Todo repressor vira motivo de piada. É o que acontecerá com essa procuradoria do Tribunal da CBF. Rigorosa demais, repressora demais. Chata demais. Não demora, vira alvo de sacanagens. Talvez não tão repugnantes quanto as que fazíamos com o Cabrera, mas, de toda forma, sacanagens.
Aliás, o Cabrera. Vou contar agora o que aconteceu com o Cabrera. Por Deus que aconteceu o que vou contar. Foi o seguinte: um dia, ouviu-se o som de tiros no local em que ficavam os latões de lixo dos prédios.
Todo mundo correu para ver o que era. Lá estava o Cabrera, de pé, as pernas bem abertas, soprando a boca fumegante do cano do revólver. O pessoal: o que foi? O que foi, Cabrera? Ele, devolvendo o revólver ao coldre:
- Matando elefante!
Amalucou, o Cabrera. Viu no que dá tanta repressão?
O julgamento de Flaubert
Flaubert, quando escrevia, pegava cada palavra e a media, sopesava-a, examinava-a de viés e revés e só a incrustava na frase quando atingisse a certeza de que o conjunto ficaria nada menos do que perfeito. Ainda assim, no dia seguinte, relia o já escrito e cortava e acrescentava e substituía ou, não raro, riscava tudo.
Madame Bovary, sua maior obra, consumiu-lhe cinco anos da vida. Flaubert avançava no texto com critério de ourives, frase a frase, página a página, menos de uma página por dia.
Bem menos - tenho cá uma edição da Abril, da coleção Imortais da Literatura Universal, capa vermelha com dourado, na qual a frase que fecha o romance, "Acaba de receber a Legião de Honra", está pendurada no meio da página 261.
Quando enfim Flaubert pingou o ponto final na trama, precisamente depois da frase reproduzida acima, uma revista de Paris interessou-se em publicá-la em capítulos. Assim foi feito. Mas bastou a primeira parte da história vir a público para que os leitores reagissem. Nada bem, aliás.
O diretor de redação da revista escabelava-se ao ver sua mesa de trabalho coberta por cartas de protesto. Uns reclamavam que a história era imoral, outros que ofendia os moradores do campo por retratar pejorativamente os seus costumes. O diretor não suportou a pressão. Sustou a publicação do folhetim.
Não foi o suficiente para a sanha moralista francesa. Flaubert foi processado. No começo de 1857, arrastaram-no ao banco dos réus. Depois de uma semana de debates, acabou inocentado. Mas, no veredicto, o juiz aproveitou para passar-lhe uma reprimenda, observando, estufado de autoridade legal e artística:
- Existem limites que a literatura, mesmo a literatura ligeira, não deve transgredir.

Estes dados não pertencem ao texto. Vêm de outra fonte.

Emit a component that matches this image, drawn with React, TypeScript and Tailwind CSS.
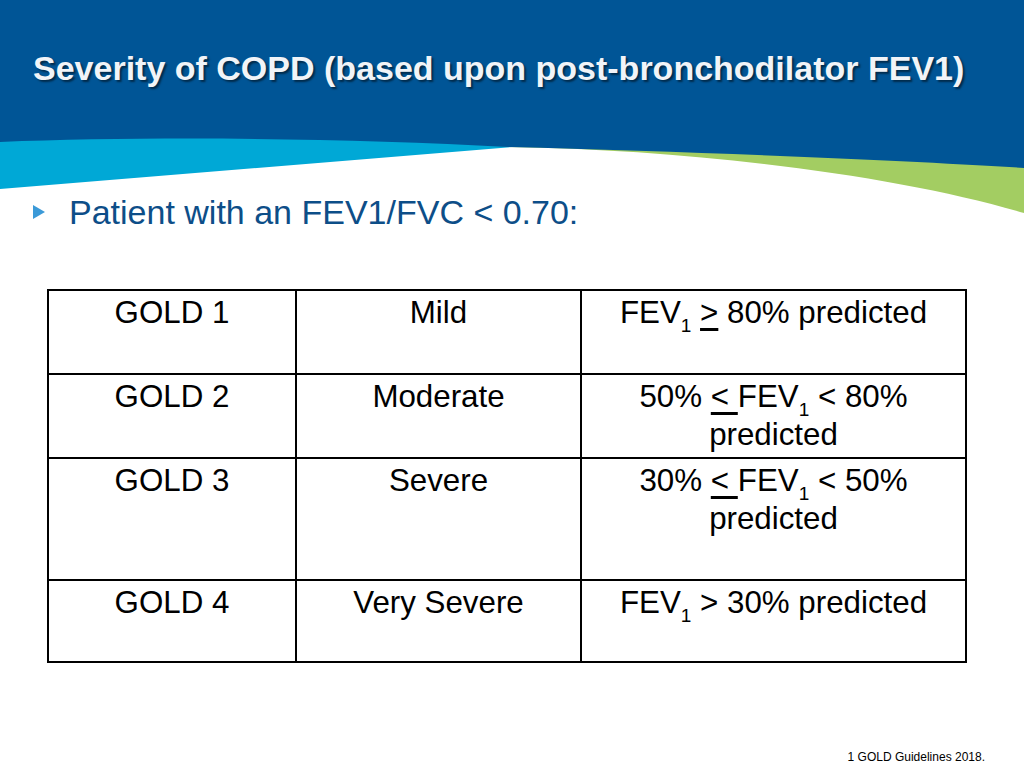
import React from 'react'

const cell = 'flex justify-center pt-[3px] text-center text-[31.3px] leading-[38px] text-black'

function Fev() {
  return (
    <>
      FEV<sub className="text-[19px] bottom-[-0.45em]">1</sub>
    </>
  )
}

export default function App() {
  return (
    <div className="relative w-[1024px] h-[768px] overflow-hidden bg-white font-['Liberation_Sans',Arial,sans-serif]">
      {/* header waves */}
      <svg
        className="absolute top-0 left-0"
        width="1024"
        height="230"
        viewBox="0 0 1024 230"
      >
        <path d="M0 128 H512 V147 L0 189 Z" fill="#00a8d6" />
        <path d="M500 128 H1024 V213 C900 176 700 150 508 147 Z" fill="#a3cd62" />
        <path
          d="M0 0 H1024 V168 C900 160 700 152 508 147 C350 138 150 136 0 142 Z"
          fill="#005596"
        />
      </svg>

      <div className="relative flex flex-col">
        <h1 className="pl-[33px] pt-[48px] text-[34px] leading-[40px] font-bold text-[#f1f4f8] [text-shadow:2px_2px_2px_rgba(0,0,0,0.5)]">
          Severity of COPD (based upon post-bronchodilator FEV1)
        </h1>

        <div className="mt-[104px] flex items-center pl-[33px]">
          <svg width="12" height="14" viewBox="0 0 12 14" className="mr-[24px]">
            <path d="M0 0 L12 7 L0 14 Z" fill="#3b9ad8" />
          </svg>
          <span className="text-[34px] leading-[40px] text-[#0d4e88]">
            Patient with an FEV1/FVC &lt; 0.70:
          </span>
        </div>

        <div className="mt-[57px] ml-[47px] w-[920px] border-2 border-black grid grid-cols-[248px_285px_383px] grid-rows-[84px_84px_122px_80px]">
          <div className={`${cell} border-r-2 border-b-2 border-black`}>GOLD 1</div>
          <div className={`${cell} border-r-2 border-b-2 border-black`}>Mild</div>
          <div className={`${cell} border-b-2 border-black`}>
            <span>
              <Fev />{' '}
              <u className="decoration-[3px] underline-offset-[5px]">&gt;</u> 80% predicted
            </span>
          </div>

          <div className={`${cell} border-r-2 border-b-2 border-black`}>GOLD 2</div>
          <div className={`${cell} border-r-2 border-b-2 border-black`}>Moderate</div>
          <div className={`${cell} border-b-2 border-black`}>
            <span>
              50% <u className="decoration-[3px] underline-offset-[5px]">&lt; </u>
              <Fev /> &lt; 80%
              <br />
              predicted
            </span>
          </div>

          <div className={`${cell} border-r-2 border-b-2 border-black`}>GOLD 3</div>
          <div className={`${cell} border-r-2 border-b-2 border-black`}>Severe</div>
          <div className={`${cell} border-b-2 border-black`}>
            <span>
              30% <u className="decoration-[3px] underline-offset-[5px]">&lt; </u>
              <Fev /> &lt; 50%
              <br />
              predicted
            </span>
          </div>

          <div className={`${cell} border-r-2 border-black`}>GOLD 4</div>
          <div className={`${cell} border-r-2 border-black`}>Very Severe</div>
          <div className={cell}>
            <span>
              <Fev /> &gt; 30% predicted
            </span>
          </div>
        </div>

        <p className="mt-[87px] pr-[39px] text-right text-[12px] leading-[14px] text-black">
          1 GOLD Guidelines 2018.
        </p>
      </div>
    </div>
  )
}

Não foi necessário nem o distanciamento histórico para que o mundo descobrisse a extensão da estupidez desse juiz. Publicado em livro, Madame Bovary, classificado pelo magistrado como "literatura ligeira", alcançou 300 edições, foi traduzido para praticamente todas as línguas civilizadas e transformou-se num dos maiores clássicos da literatura de todos os tempos.

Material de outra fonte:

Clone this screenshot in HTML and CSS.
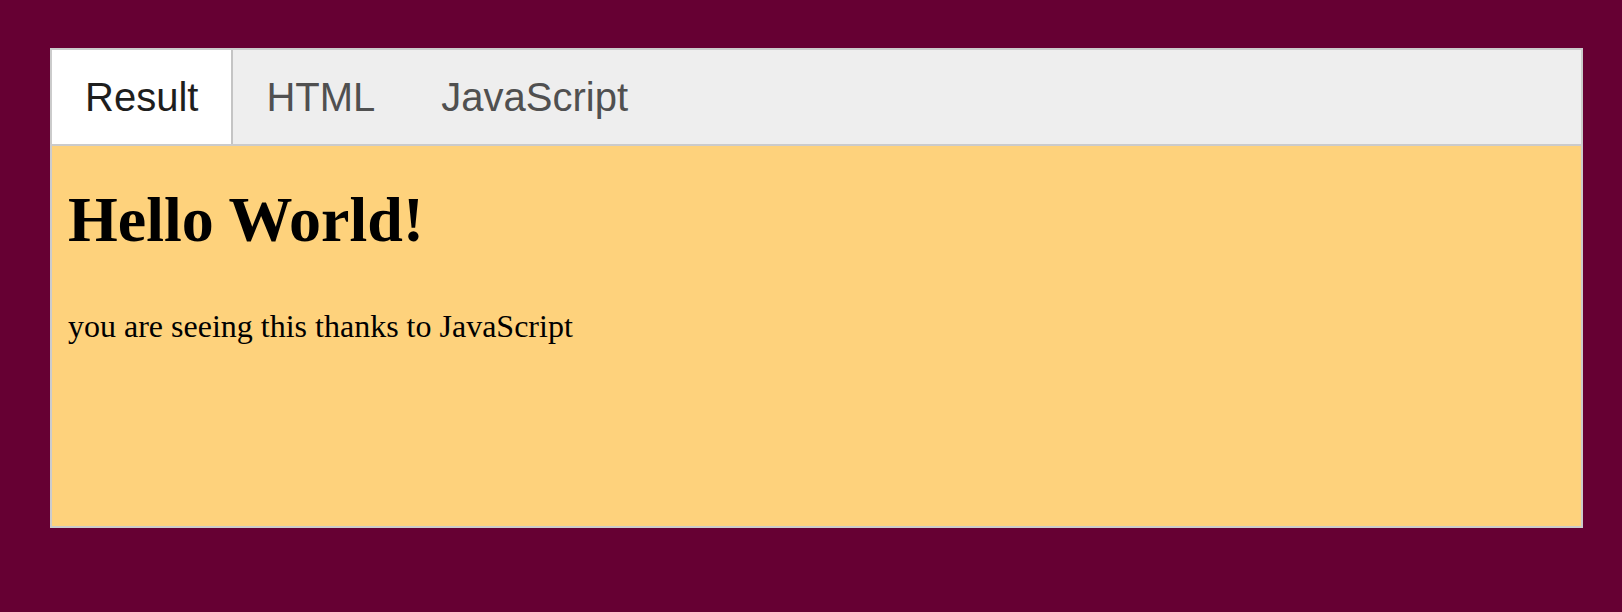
FILE: index.html
```html
<!DOCTYPE html>
<html>
<head>
<meta charset="utf-8">
<title>Result</title>
<link rel="stylesheet" href="styles.css">
</head>
<body>
<div class="embed">
  <nav class="tabs">
    <div class="tab active">Result</div>
    <div class="tab">HTML</div>
    <div class="tab">JavaScript</div>
  </nav>
  <div class="result">
    <h1 class="title">Hello World!</h1>
    <p class="text">you are seeing this thanks to JavaScript</p>
  </div>
</div>
</body>
</html>
```

FILE: styles.css
```css
html, body {
  margin: 0;
  padding: 0;
}
body {
  background: #660033;
  padding: 48px 39px 0 50px;
  height: 612px;
  box-sizing: border-box;
  overflow: hidden;
}
.embed {
  border: 2px solid #cbcbcb;
  height: 480px;
  box-sizing: border-box;
  display: flex;
  flex-direction: column;
}
.tabs {
  display: flex;
  height: 96px;
  box-sizing: border-box;
  background: #eeeeee;
  border-bottom: 2px solid #cbcbcb;
  font-family: "Liberation Sans", Arial, sans-serif;
  font-size: 40px;
}
.tab {
  display: flex;
  align-items: center;
  padding: 0 33px;
  color: #505050;
}
.tab.active {
  background: #ffffff;
  color: #1e1e1e;
  border-right: 2px solid #c4c4c4;
}
.result {
  flex: 1;
  background: #fed27c;
  padding: 1px 16px 0 16px;
  font-family: "Liberation Serif", "Times New Roman", serif;
  color: #000;
}
.title {
  font-size: 64px;
  font-weight: bold;
  line-height: 1.1;
  margin: 38px 0 0 0;
}
.text {
  font-size: 32px;
  margin: 53px 0 0 0;
  line-height: 1.15;
}
```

Se o juiz se restringisse a fazer o seu trabalho, absolvendo tecnicamente Flaubert, como absolveu, seria incensado pela posteridade. Mas não.
Ele aproveitou para dar o seu palpite moral e literário, e foi infeliz em ambos. É um dilema da Justiça, sei. A Justiça não é matemática, não é exata, até porque sua matéria-prima são conflitos humanos.

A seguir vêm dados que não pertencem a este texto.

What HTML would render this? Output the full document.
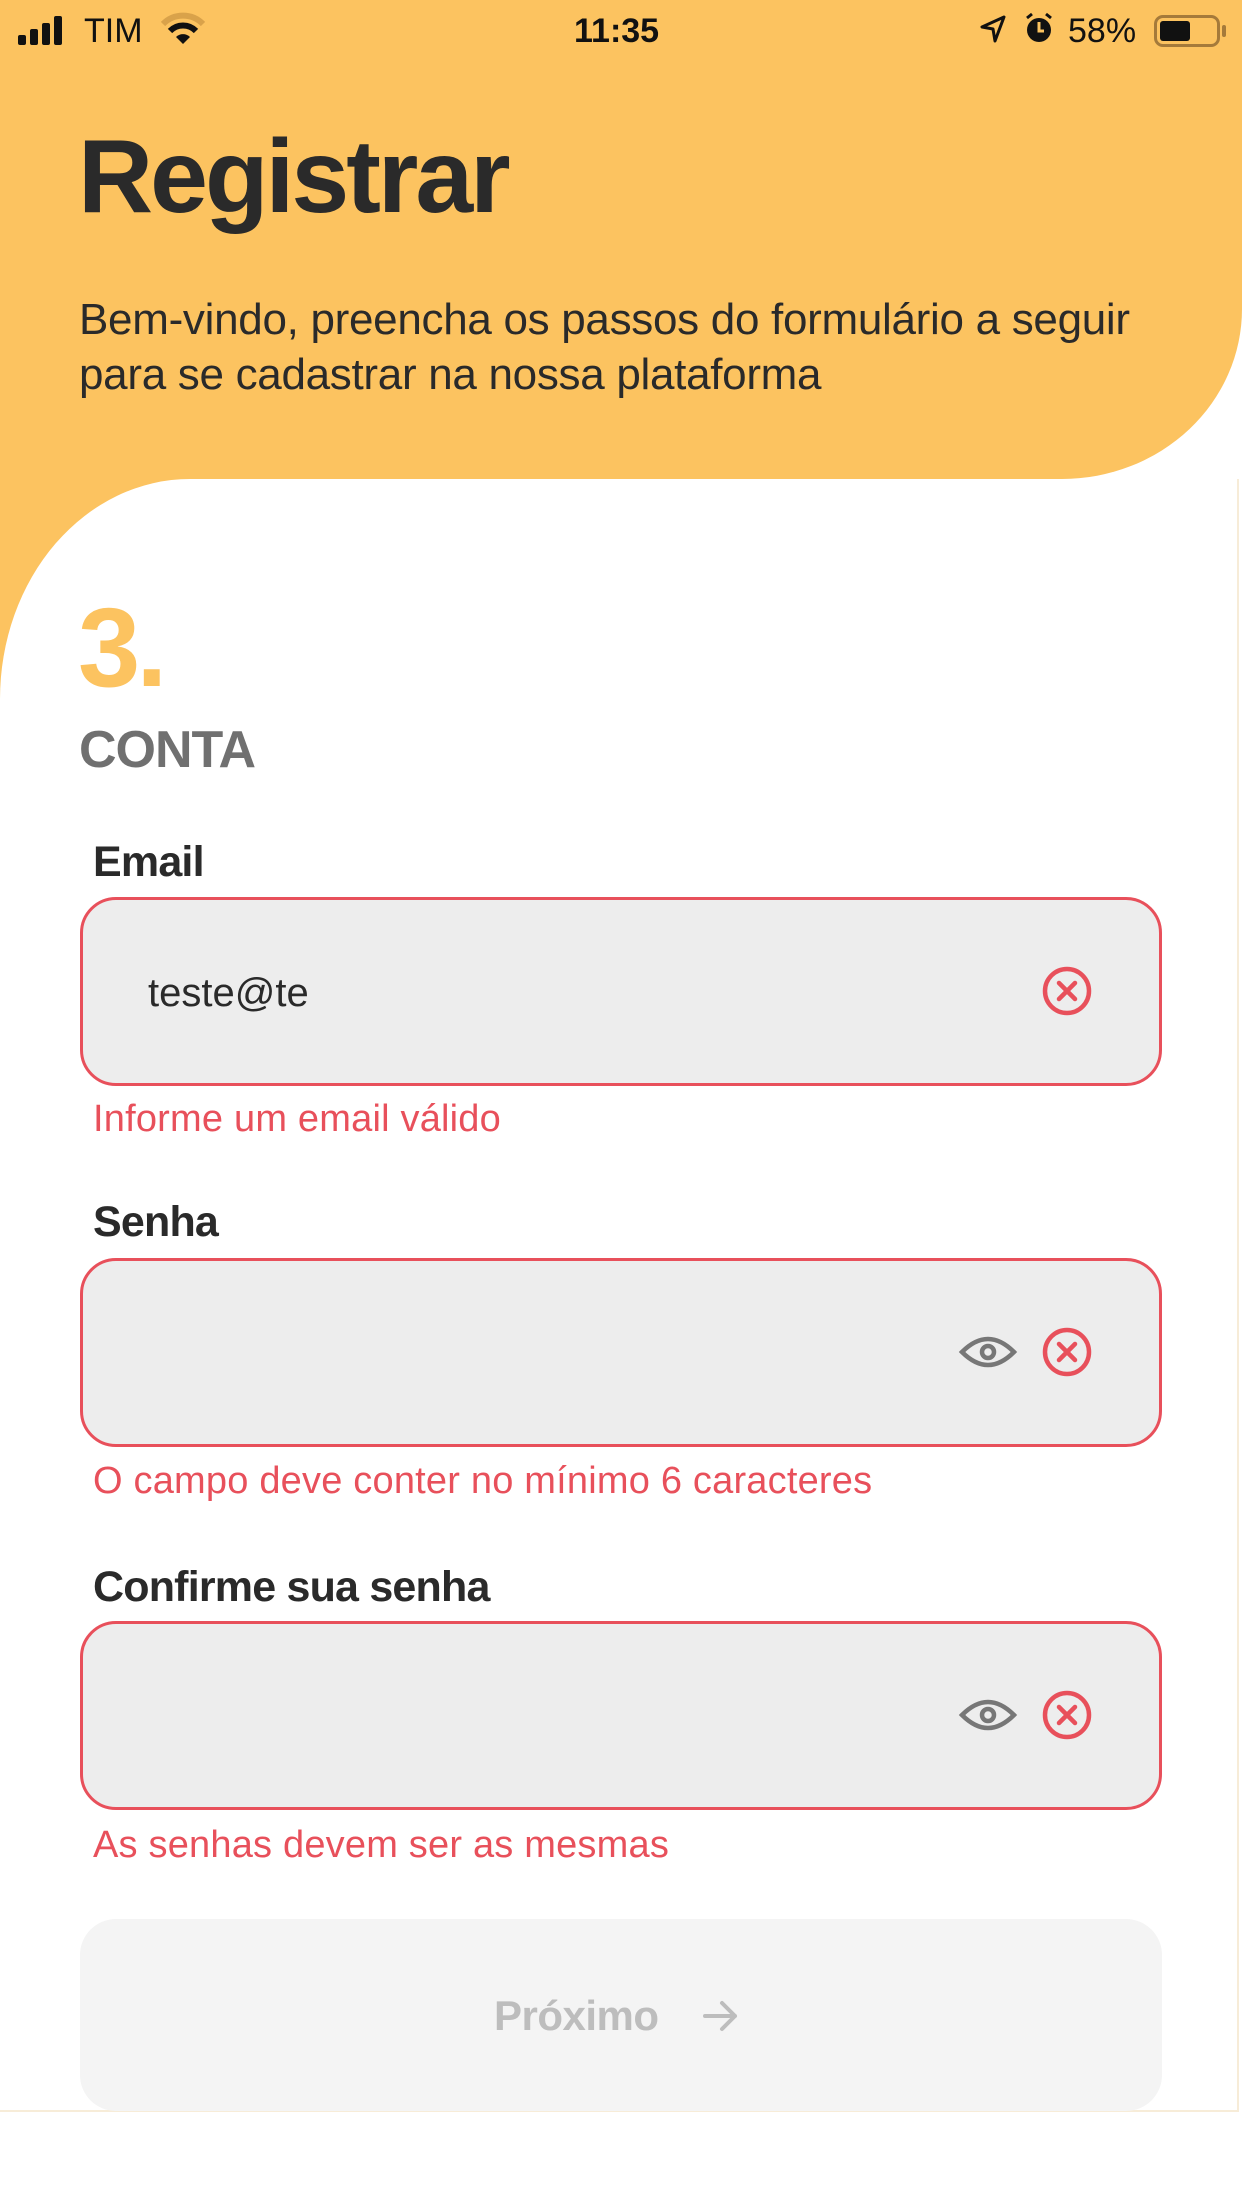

Mas o juiz, qualquer juiz, tem a obrigação de valer-se de um predicado subjetivo e vago, porém inestimável: o bom senso. E o bom senso recomenda, sempre, que a autoridade não deve ser autoritária. Deve ser tolerante e até compreensiva com os dilemas e as falhas humanas.
Há muitos casos, no Brasil de hoje, em que a Lei não chega a tal excelência. Há regulamentos em excesso, no país. Normas em excesso. Até no ambiente prosaico do futebol. Por exemplo, a Procuradoria do Tribunal da CBF.
O procurador parece empenhado em descobrir crimes mesmo que não haja vítimas. Pretender punir comemorações de gol, por exemplo, é um abuso tão óbvio quanto tacanho.
Embora, isso também é verdade, vivamos um tempo de proibições e moralismo, um tempo em que se acredita que a solução para todos os males é a lei. Não é. Nunca foi.
E, mais tarde, como ocorreu com o juiz que espinafrou Flaubert, vai-se perceber que muito do que hoje tem a aparência de correto e rigoroso, não passa, de fato, de cândida estupidez.